2 (10-ounce) boxes frozen chopped spinach
4 large eggs
1 medium onion, chopped
2 tablespoons olive oil
1 1/4 cups half-and-half
1 teaspoon chopped fresh thyme
1/8 teaspoon freshly grated nutmeg
3/4 teaspoon salt
1/2 teaspoon coarsely ground black pepper

Preparation

  1. Step 1

    Cook spinach according to package directions.

    Step 2

    Cover eggs with cold water by 1 inch in a 2-quart heavy saucepan and bring to a rolling boil, partially covered. Reduce heat to low and cook, covered, 30 seconds. Remove from heat and let stand, covered, 15 minutes. Transfer eggs with a slotted spoon to a bowl of ice and cold water and cool 1 minute. Peel eggs and quarter lengthwise.

    Step 3

    While eggs are standing, cook onion in oil in a 12-inch heavy skillet over moderately high heat, stirring occasionally, until softened and browned, about 8 minutes.

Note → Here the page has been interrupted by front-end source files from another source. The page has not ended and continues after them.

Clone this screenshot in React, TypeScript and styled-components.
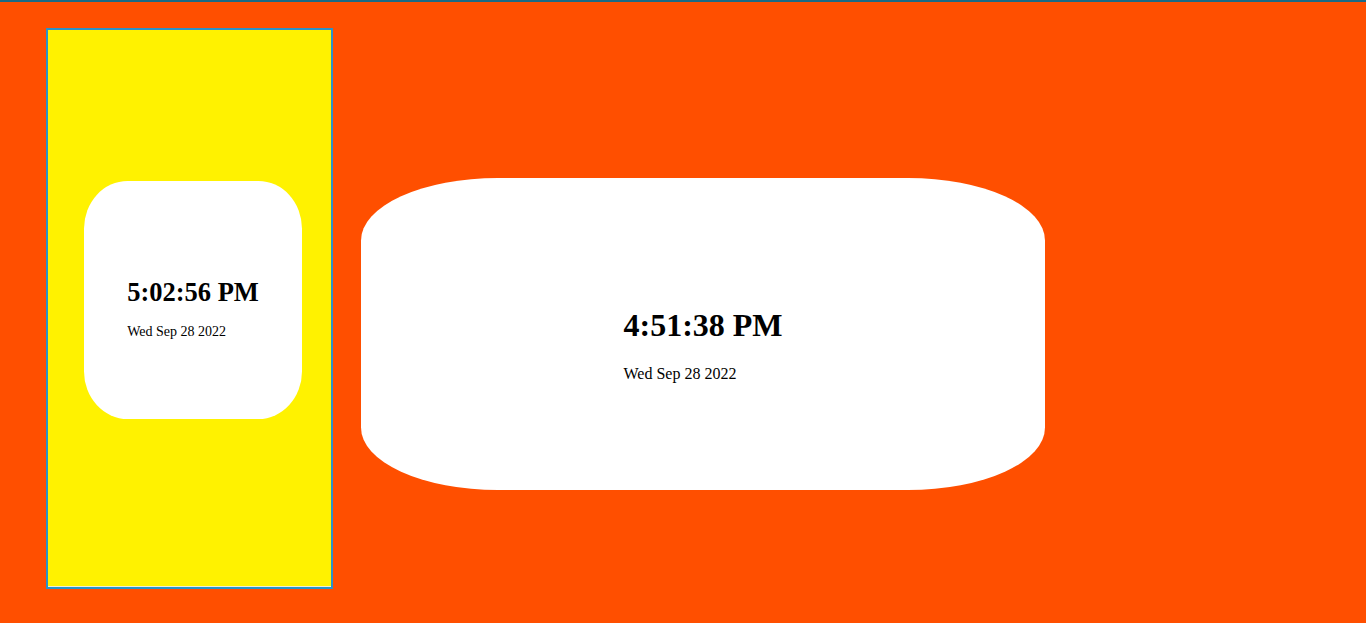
import React from 'react';
import styled, { createGlobalStyle } from 'styled-components';

const GlobalStyle = createGlobalStyle`
  html, body {
    margin: 0;
    padding: 0;
    background: #ff4f00;
  }
  body {
    font-family: "Liberation Serif", "Times New Roman", serif;
    color: #000;
  }
`;

type Size = 'small' | 'large';

interface ClockProps {
  time: string;
  date: string;
  size: Size;
}

const Clock: React.FC<ClockProps> = ({ time, date, size }) => {
  return (
    <ClockCard $size={size}>
      <div>
        <Time $size={size}>{time}</Time>
        <DateText $size={size}>{date}</DateText>
      </div>
    </ClockCard>
  );
};

const App: React.FC = () => {
  return (
    <>
      <GlobalStyle />
      <Page>
        <Phone>
          <Clock size="small" time="5:02:56 PM" date="Wed Sep 28 2022" />
        </Phone>
        <Clock size="large" time="4:51:38 PM" date="Wed Sep 28 2022" />
      </Page>
    </>
  );
};

const Page = styled.div`
  box-sizing: border-box;
  min-height: 623px;
  border-top: 2px solid #1a6a84;
  padding: 26px 0 0 46px;
  display: flex;
  align-items: flex-start;
  gap: 28px;
`;

/* the framed mobile preview */
const Phone = styled.div`
  box-sizing: border-box;
  width: 287px;
  height: 561px;
  border: 2px solid #2b92c6;
  background: #fff200;
  padding: 151px 0 0 36px;
  box-shadow: inset 0 -1px 0 #efeed6;
`;

const ClockCard = styled.div<{ $size: Size }>`
  box-sizing: border-box;
  background: #fff;
  border-radius: 20%;
  display: flex;
  align-items: flex-start;
  justify-content: center;
  width: ${p => (p.$size === 'small' ? '218px' : '684px')};
  height: ${p => (p.$size === 'small' ? '238px' : '312px')};
  padding-top: ${p => (p.$size === 'small' ? '96px' : '129px')};
  margin-top: ${p => (p.$size === 'small' ? '0' : '150px')};
`;

const Time = styled.h2<{ $size: Size }>`
  margin: 0 0 ${p => (p.$size === 'small' ? '16px' : '21px')};
  font-weight: 700;
  font-size: ${p => (p.$size === 'small' ? '26.5px' : '32px')};
  line-height: normal;
`;

const DateText = styled.p<{ $size: Size }>`
  margin: 0;
  font-size: ${p => (p.$size === 'small' ? '14px' : '16px')};
  line-height: normal;
`;

export default App;
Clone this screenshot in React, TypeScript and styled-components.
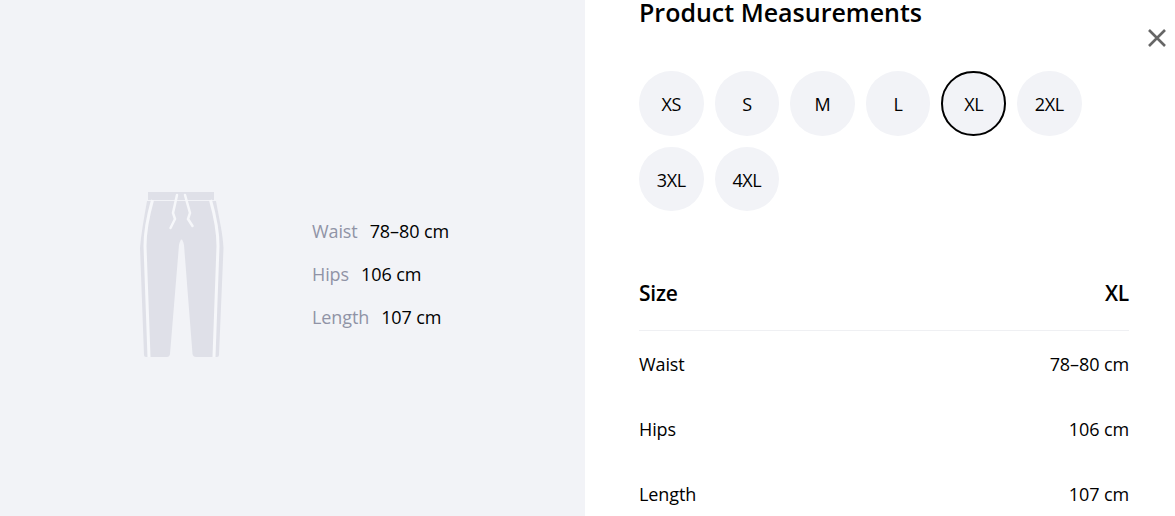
import React from "react";
import styled, { createGlobalStyle } from "styled-components";

const GlobalStyle = createGlobalStyle`
  html, body {
    margin: 0;
    padding: 0;
    background: #fff;
    overflow: hidden;
  }
  body {
    font-family: "Open Sans", "Noto Sans", sans-serif;
    color: #000;
  }
`;

const Page = styled.div`
  position: relative;
  display: flex;
  width: 1175px;
  height: 516px;
  overflow: hidden;
`;

// ===============================
// LEFT PREVIEW
// ===============================
const Preview = styled.section`
  flex: 0 0 585px;
  box-sizing: border-box;
  height: 516px;
  padding: 190px 0 0 140px;
  background: #f2f3f7;
  display: flex;
  gap: 88px;
  align-items: flex-start;
`;

const PantsIcon = styled.svg`
  display: block;
  width: 84px;
  height: 167px;
  flex: none;
`;

const SpecList = styled.dl`
  margin: 29px 0 0;
  display: flex;
  flex-direction: column;
  gap: 19px;
`;

const SpecRow = styled.div`
  display: flex;
  gap: 12px;
  font-size: 18px;
  line-height: 24px;
  letter-spacing: -0.1px;
`;

const SpecName = styled.dt`
  color: #9093a6;
`;

const SpecValue = styled.dd`
  margin: 0;
  color: #000;
`;

// ===============================
// RIGHT PANEL
// ===============================
const Panel = styled.section`
  flex: 1;
  box-sizing: border-box;
  padding: 0 46px 0 54px;
`;

const Title = styled.h2`
  margin: 0;
  font-size: 25px;
  line-height: 24px;
  font-weight: 600;
`;

const CloseButton = styled.button`
  position: absolute;
  top: 28px;
  left: 1147px;
  width: 20px;
  height: 20px;
  padding: 0;
  border: 0;
  background: none;
  color: #666;
  svg {
    display: block;
  }
`;

const SizeGrid = styled.div`
  margin-top: 47px;
  display: flex;
  flex-wrap: wrap;
  gap: 11px;
  width: 460px;
`;

const SizeChip = styled.button<{ $active?: boolean }>`
  box-sizing: border-box;
  width: 64.6px;
  height: 64.6px;
  padding: 2px 0 0;
  border-radius: 50%;
  border: 2px solid ${({ $active }) => ($active ? "#000" : "transparent")};
  background: #f2f3f7;
  color: #000;
  font-family: inherit;
  font-size: 18px;
  letter-spacing: -0.4px;
`;

const SizeTable = styled.div`
  margin-top: 50px;
`;

const HeaderRow = styled.div`
  display: flex;
  justify-content: space-between;
  height: 70px;
  box-sizing: border-box;
  padding-top: 19px;
  border-bottom: 1px solid #eff0f3;
  font-size: 21px;
  line-height: 27px;
  font-weight: 600;
  letter-spacing: -0.2px;
`;

const DataRow = styled.div`
  display: flex;
  justify-content: space-between;
  box-sizing: border-box;
  height: 64.6px;
  padding-top: 2px;
  align-items: center;
  font-size: 18px;
  letter-spacing: -0.1px;
`;

const specs = [
  { name: "Waist", value: "78–80 cm" },
  { name: "Hips", value: "106 cm" },
  { name: "Length", value: "107 cm" },
];

const sizes = ["XS", "S", "M", "L", "XL", "2XL", "3XL", "4XL"];

const Pants = () => (
  <PantsIcon viewBox="0 0 84 167" aria-hidden="true">
    <path
      fill="#dfe0e8"
      d="M7 11H76C79 28 83 44 83.500 58L79 165Q79 167 77 167H56Q53 167 52.500 164L44 55Q41.500 44 39 55L30 164Q29.500 167 27 167H6Q4 167 4 165L0 58C1 44 4 28 7 11Z"
    />
    <rect x="8" y="2" width="66" height="8" fill="#dfe0e8" />
    <g fill="none" stroke="#f6f7fa" strokeWidth="3">
      <path d="M12.500 10C8 26 5 42 5 56L9 167" />
      <path d="M70.500 10C75 26 78 42 78 56L74 167" />
    </g>
    <g fill="none" stroke="#f6f7fa" strokeWidth="2.500" strokeLinecap="round">
      <path d="M37 5L33 23L35 29L30.500 38" />
      <path d="M45 5L50 23L48 29L52.500 36" />
    </g>
  </PantsIcon>
);

export default function App() {
  return (
    <Page>
      <GlobalStyle />
      <Preview>
        <Pants />
        <SpecList>
          {specs.map((s) => (
            <SpecRow key={s.name}>
              <SpecName>{s.name}</SpecName>
              <SpecValue>{s.value}</SpecValue>
            </SpecRow>
          ))}
        </SpecList>
      </Preview>
      <Panel>
        <Title>Product Measurements</Title>
        <SizeGrid>
          {sizes.map((s) => (
            <SizeChip key={s} $active={s === "XL"}>
              {s}
            </SizeChip>
          ))}
        </SizeGrid>
        <SizeTable>
          <HeaderRow>
            <span>Size</span>
            <span>XL</span>
          </HeaderRow>
          {specs.map((s) => (
            <DataRow key={s.name}>
              <span>{s.name}</span>
              <span>{s.value}</span>
            </DataRow>
          ))}
        </SizeTable>
      </Panel>
      <CloseButton aria-label="Close">
        <svg width="20" height="20" viewBox="0 0 20 20">
          <path d="M2 2L18 18M18 2L2 18" stroke="currentColor" strokeWidth="2.600" fill="none" />
        </svg>
      </CloseButton>
    </Page>
  );
}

Add half-and-half, thyme, and nutmeg and briskly simmer, stirring occasionally, until liquid is reduced by one third and slightly thickened, 2 to 3 minutes. Add spinach, salt, and pepper and simmer, stirring occasionally, until spinach is heated through, about 2 minutes.

    Step 4

    Transfer spinach mixture to a serving dish, then top with eggs and season with salt and pepper.